Procede il processo ad Alessia Pifferi, la donna imputata per aver lasciato morire di stenti la figlia di 16 mesi l’estate scorsa. Oggi la sua legale ha presentato i risultati di nuovi accertamenti fatti sulla sua assistita, da cui risulterebbe un grave ritardo mentale, con un quoziente d’intelligenza pari a quello di una bambina di 7 anni, secondo l’avvocato. Una settimana fa, il Tribunale di Milano aveva rigettato l’istanza di perizia psichiatrica richiesta dalla difesa, ritenendo la donna in grado di sostenere il processo.
Oggi al termine dell’udienza del processo che vede protagonista Alessia Pifferi, la donna accusata di aver lasciato morire di stenti la figlia di pochi mesi, il suo legale a presentato i risultati degli ultimi accertamenti medici eseguiti nel carcere di San Vittore dove l’imputata è incarcerata. Stando alla perizia, la donna avrebbe un quoziente intellettivo pari a quello di una bambina di sette anni. L’avvocato ha quindi proseguito depositando documenti che lasciano supporre una perizia psichiatrica per valutare la sua capacità al momento dei fatti di intendere e di volere. La figlia Diana è morta a 16 mesi tra il 14 e il 20 luglio 2022 dopo essere stata lasciata a casa da sola dalla madre per 6 giorni, senza sufficiente acqua o cibo.
Alessia Pontenani, nuovo legale di Alessia Pifferi, ha presentato oggi durante un’udienza del processo alla sua assistita, degli accertamenti medici dai quali si mostrerebbe un ritardo mentale della donna. “I miei consulenti, il mio psichiatra hanno detto che la signora ha il quoziente intellettivo di una bambina di sette anni. Hanno lasciato in mano una bambina a un’altra bambina” ha dichiarato Pontenani.

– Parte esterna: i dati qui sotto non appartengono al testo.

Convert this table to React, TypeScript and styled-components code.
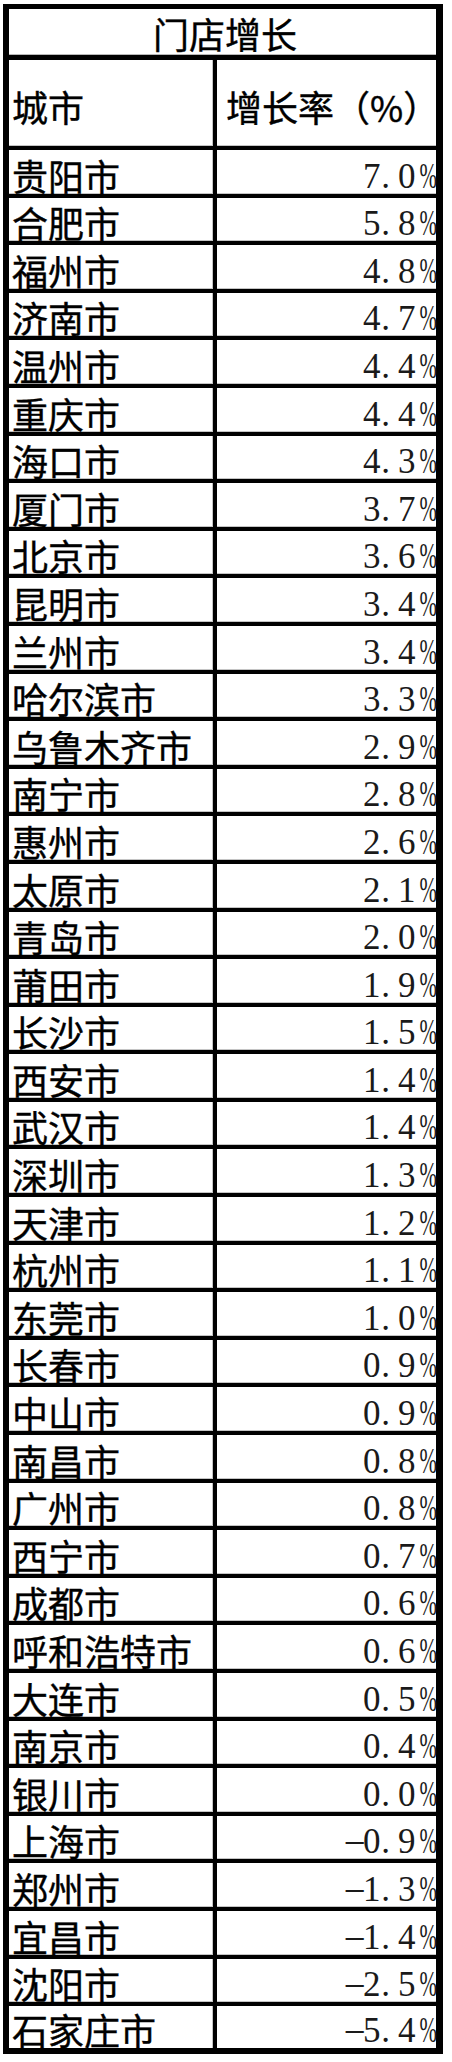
import React from 'react'
import styled, { createGlobalStyle } from 'styled-components'

const GlobalStyle = createGlobalStyle`
  html, body {
    margin: 0;
    padding: 0;
    background: #fff;
  }
`

const cjk = `"Noto Sans CJK SC", "Noto Sans", sans-serif`
const num = `"Liberation Serif", "Noto Sans CJK SC", serif`

const Sheet = styled.div`
  box-sizing: border-box;
  width: 440px;
  margin: 4px 0 0 3px;
  border-style: solid;
  border-color: #000;
  border-width: 5px 7px 6px 6px;
  background: #fff;
  color: #000;
  font-family: ${cjk};
`

const TitleRow = styled.div`
  box-sizing: border-box;
  height: 51px;
  border-bottom: 5px solid #000;
  box-shadow: inset 0 -1px 0 #b8b8b8;
  display: flex;
  align-items: center;
  justify-content: center;
  padding: 1px 0 0 5px;
  font-size: 36px;
  line-height: 1;
  -webkit-text-stroke: 0.4px #000;
`

const Row = styled.div<{ $height: number; $last?: boolean }>`
  box-sizing: border-box;
  height: ${(p) => p.$height}px;
  display: grid;
  grid-template-columns: 208px 219px;
  border-bottom: ${(p) => (p.$last ? 'none' : '4px solid #000')};
  box-shadow: ${(p) => (p.$last ? 'none' : 'inset 0 -1px 0 #c4c4c4')};
`

const NameCell = styled.div<{ $head?: boolean }>`
  box-sizing: border-box;
  display: flex;
  align-items: ${(p) => (p.$head ? 'center' : 'flex-end')};
  padding: ${(p) => (p.$head ? '5px 0 0 3px' : '0 0 1px 3px')};
  border-right: 4px solid #000;
  box-shadow: inset -1px 0 0 #c4c4c4;
  font-size: 36px;
  line-height: 1;
  white-space: nowrap;
  -webkit-text-stroke: 0.4px #000;
`

const HeadValue = styled.div`
  display: flex;
  align-items: center;
  padding: 5px 0 0 9px;
  font-size: 36px;
  line-height: 1;
  white-space: nowrap;
  -webkit-text-stroke: 0.4px #000;
`

const ValueCell = styled.div`
  display: flex;
  justify-content: flex-end;
  align-items: flex-end;
  padding-right: 3px;
  font-family: ${num};
  font-size: 35px;
  line-height: 1;
`

// SimSun-style half-width cells: every character takes the same width
const Glyph = styled.span<{ $kind: 'digit' | 'dot' | 'pct' | 'minus' }>`
  display: inline-block;
  width: 0.5em;
  text-align: ${(p) => (p.$kind === 'dot' ? 'left' : 'center')};
  padding-left: ${(p) => (p.$kind === 'dot' ? '0.02em' : '0')};
  box-sizing: border-box;
  transform: ${(p) =>
    p.$kind === 'pct'
      ? 'scaleX(0.6)'
      : p.$kind === 'minus'
        ? 'scale(2, 0.8) translateY(-0.06em)'
        : 'none'};
  transform-origin: center;
  white-space: pre;
`

const Percent = styled.span`
  display: inline-flex;
  color: #1a1a1a;
`

const rows: [string, string][] = [
  ['贵阳市', '7.0%'],
  ['合肥市', '5.8%'],
  ['福州市', '4.8%'],
  ['济南市', '4.7%'],
  ['温州市', '4.4%'],
  ['重庆市', '4.4%'],
  ['海口市', '4.3%'],
  ['厦门市', '3.7%'],
  ['北京市', '3.6%'],
  ['昆明市', '3.4%'],
  ['兰州市', '3.4%'],
  ['哈尔滨市', '3.3%'],
  ['乌鲁木齐市', '2.9%'],
  ['南宁市', '2.8%'],
  ['惠州市', '2.6%'],
  ['太原市', '2.1%'],
  ['青岛市', '2.0%'],
  ['莆田市', '1.9%'],
  ['长沙市', '1.5%'],
  ['西安市', '1.4%'],
  ['武汉市', '1.4%'],
  ['深圳市', '1.3%'],
  ['天津市', '1.2%'],
  ['杭州市', '1.1%'],
  ['东莞市', '1.0%'],
  ['长春市', '0.9%'],
  ['中山市', '0.9%'],
  ['南昌市', '0.8%'],
  ['广州市', '0.8%'],
  ['西宁市', '0.7%'],
  ['成都市', '0.6%'],
  ['呼和浩特市', '0.6%'],
  ['大连市', '0.5%'],
  ['南京市', '0.4%'],
  ['银川市', '0.0%'],
  ['上海市', '-0.9%'],
  ['郑州市', '-1.3%'],
  ['宜昌市', '-1.4%'],
  ['沈阳市', '-2.5%'],
  ['石家庄市', '-5.4%'],
]

function kindOf(ch: string) {
  if (ch === '.') return 'dot' as const
  if (ch === '%') return 'pct' as const
  if (ch === '-') return 'minus' as const
  return 'digit' as const
}

function Rate({ value }: { value: string }) {
  return (
    <Percent>
      {value.split('').map((ch, i) => (
        <Glyph key={i} $kind={kindOf(ch)}>
          {ch}
        </Glyph>
      ))}
    </Percent>
  )
}

function App() {
  return (
    <>
      <GlobalStyle />
      <Sheet>
        <TitleRow>门店增长</TitleRow>
        <Row $height={90}>
          <NameCell $head>城市</NameCell>
          <HeadValue>增长率（%）</HeadValue>
        </Row>
        {rows.map(([city, rate], i) => {
          const last = i === rows.length - 1
          return (
            <Row key={city} $height={last ? 41.6 : 47.6} $last={last}>
              <NameCell>{city}</NameCell>
              <ValueCell>
                <Rate value={rate} />
              </ValueCell>
            </Row>
          )
        })}
      </Sheet>
    </>
  )
}

export default App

“Ha un grave ritardo mentale, ha un quoziente intellettivo di quaranta. Era circondata da persone che non si sono rese conto di quello che stava accadendo e lei non è stata in grado di gestire sua figlia che ora le manca. È disperata perché lei non c’è” ha quindi concluso, depositando i documenti che vanno nella direzione della richiesta di perizia psichiatrica per valutare la presunta incapacità di intendere e di volere della sua cliente al momento dei fatti.
La Corte d’Assise di Milano deciderà al termine dell’istruttoria dibattimentale se concedere una perizia per valutarne le condizioni psichiche al momento del reato. L’8 maggio scorso, il Tribunale aveva rigettato proprio la richiesta della difesa in merito, ritenendo l’imputata in grado di sostenere il processo, come richiesto dall’accusa, ovvero i pm Rosaria Stagnaro e Francesco De Tommasi.
“Neanche se fosse accettato” – aveva spiegato De Tommasi riguardo un possibile deficit psichiatrico – “potrebbe costituire un elemento per escludere la capacità di partecipare al processo. Oggi per la prima volta viene chiesta una perizia di questo tipo, ma non esiste documentazione da cui desumere problematiche di carattere mentale. La struttura carceraria dice che ha acquisito consapevolezza dell’accaduto e viene descritta come una persona lucida, presente a se stessa”. La prossima udienza del processo ad Alessia Pifferi si terrà il 23 maggio.
Una morte che aveva sconvolto l’Italia intera, quella della piccola Diana, morta di stenti a soli 16 mesi dopo essere rimasta in casa da sola per 6 giorni. Ad ucciderla, la disidratazione e anche le alte temperature dell’appartamento in cui è stata lasciata.
La terribile scoperta il 20 luglio 2022, al rientro da sei giorni passati con il nuovo compagno dalla madre, la 37enne Alessia Pifferi. Accanto al cadavere della bambina, un biberon e una boccetta di En, uno psicofarmaco.
Stando alle prime ricostruzioni, Pifferi avrebbe dichiarato agli agenti della Squadra Mobile: “Sapevo che poteva andare così”. Inoltre, nei giorni precedenti, dopo essersi recata dal suo nuovo compagno in provincia di Bergamo, sarebbe ritornata a Milano, ma senza passare da casa per controllare le condizioni della figlia.
Stando all’autopsia effettuata dal medico legale, Diana sarebbe morta uno o due giorni prima del ritorno della madre a casa. Una tragedia che ha toccato profondamente l’Italia, inclusa la madre e la sorella dell’imputata, che si sono costituite parte civile contro di lei e chiedono che subisca una pena severa.